INVESTIGATION OF 2019 RAINFALL EFFECTS ON URMIA LAKE SURFACE AND EXTRACTION OF LAKE SHORELINE CHANGES AND COMPARISON WITH THE PREVIOUS DECADE USING REMOTE SENSING IMAGES AND GIS

Z. B. Shandi and H. Helali Z. B. Shandi and H. Helali
  • University of Tabriz, Iran

Keywords: Urmia Lake, Change Detection, NDWI index, Landsat, Remote Sensing, Shoreline, Rainfall, GIS

Abstract. Urmia Lake has experienced many fluctuations during recent decades, which played a key role in the socio-economic changes in the north-western part of Iran. Consequently, socio-economic planning and land management around the lake require anticipation of changes’ trend. In this paper, regarding continual rainfall in the beginning of 2019, shoreline and water level changes of this lake have been studied and compared to the previous decade.
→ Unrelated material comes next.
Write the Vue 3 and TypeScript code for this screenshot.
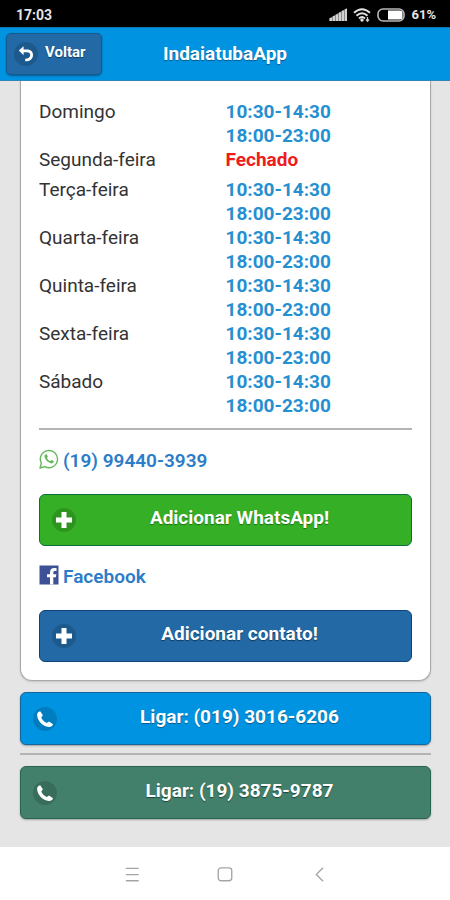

To this aim, Landsat satellite imagery (Oli, ETM and TM sensors’ images) was used to extract NDWI index by using Green and NIR bands. The results of this study showed that Urmia Lake has declined over the past ten years and reached its lowest level in the year 2015. However, due to rainfall of 2019, these changes have had ascending trend which made water area equal to the situation in 2010. It, also was observed that similar to the trend of water level, the shoreline has progressed toward the Lake from the east and the south and become salt marsh. But, the West and the North parts have not changed significantly. Then, in 2019 salt marsh lands have been submerged once again, and the vast eastern island, which was completely blended in with the surrounding lands, returned to its previous state, the peninsula. In addition, considering the trend of rainfall and Lake’s restoring activities, the minimum and maximum time required to reach the area in 2010 were estimated 23 and 38 years respectively, assuming the volume of precipitation remains constant and the reduction of these activities at a constant rate.